TriCaster Adds Value And Productivity
At the end of the day, TriCaster’s full suite of integrated production tools (computer-generated graphics, production switcher, audio mixer, robotic camera control, virtual sets, etc.) provide cost and time savings they can’t get with other video production and live streaming technology.

“Whether it’s a virtual set show or a product launch or a full scale remote broadcast, we run with a lean crew,” added Ross. “By having all the tools we need built into one box, TriCaster enables us to produce live programs with virtual sets that look as good on screen as anything you’ll see from a national network. It’s become the centerpiece of everything we do, in terms of video.”

“With TriCaster, having the ability to do a line cut live saves us huge amounts of time, enabling us to schedule more shoots instead of needing that time for post production,” said DiTommaso. “Sometimes the line cut doesn’t always turn out, but with the IsoCorder multiple camera recording in our TriCaster, we can quickly edit in a shot from any of the cameras and move on.”

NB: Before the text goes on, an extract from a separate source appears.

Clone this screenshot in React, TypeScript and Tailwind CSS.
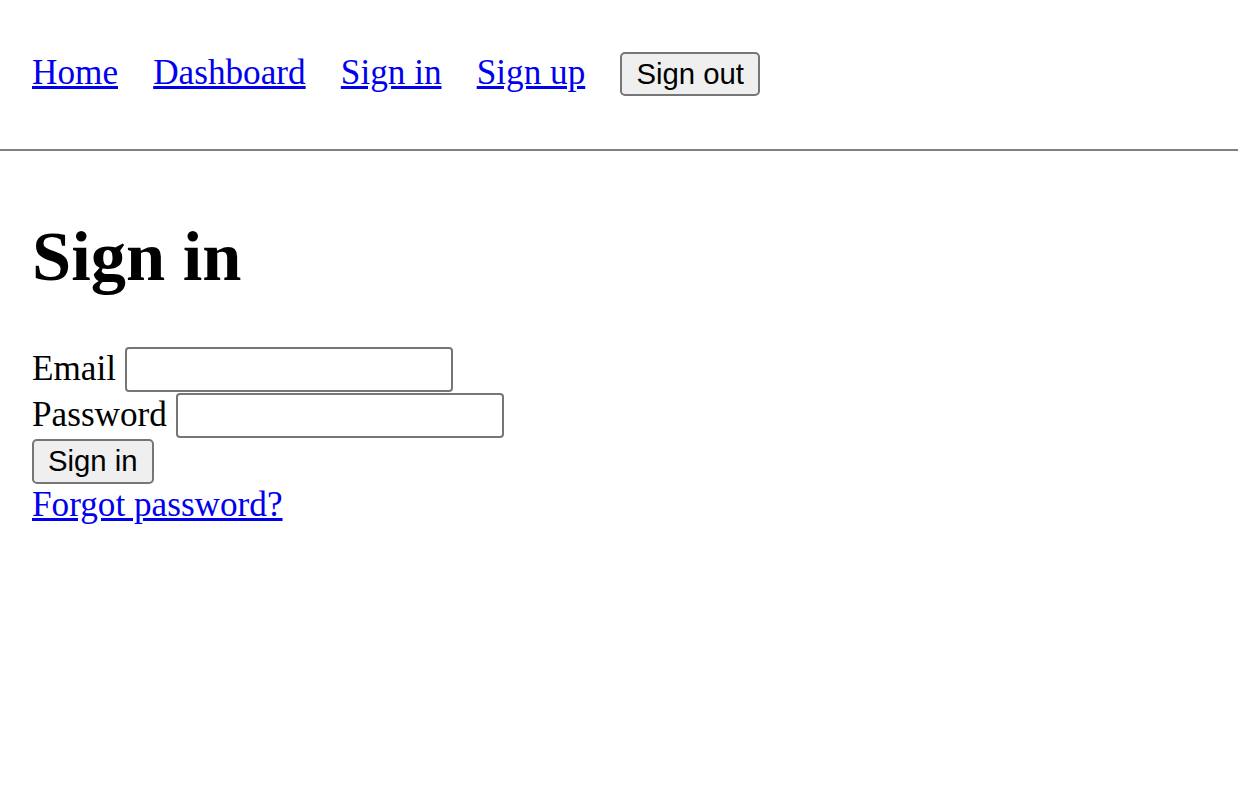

TriCaster Covers EMC World User Conference
In May 2014, EMC’s annual EMC World conference in Las Vegas attracted 12,000 attendees. The team produced 8-10 hours per day of live content over four days using TriCaster with 10 HD cameras. Due to the portability of the system, Ross’ team set up a TriCaster on the show floor complete with a 20×40 control room and multiple stages and broadcast for the entire week. Live TV programming consisted of keynotes, product demos, live executive and customer interviews, breakout sessions, and more.

Using TriCaster, the live stream was distributed on screens throughout the convention center, and streamed live on the company’s website. EMC also maintains an internal multicast network, so employees around the world can view content from their PC’s and mobile (iOS and Android) platforms.

“We’ve seen a huge evolution from when we started,” said Ross. “Now virtually everyone at EMC understands the role of video and the power it gives us to educate customers, third-party vendors and employees. To EMC Corporation, the use of video gets more important every day.”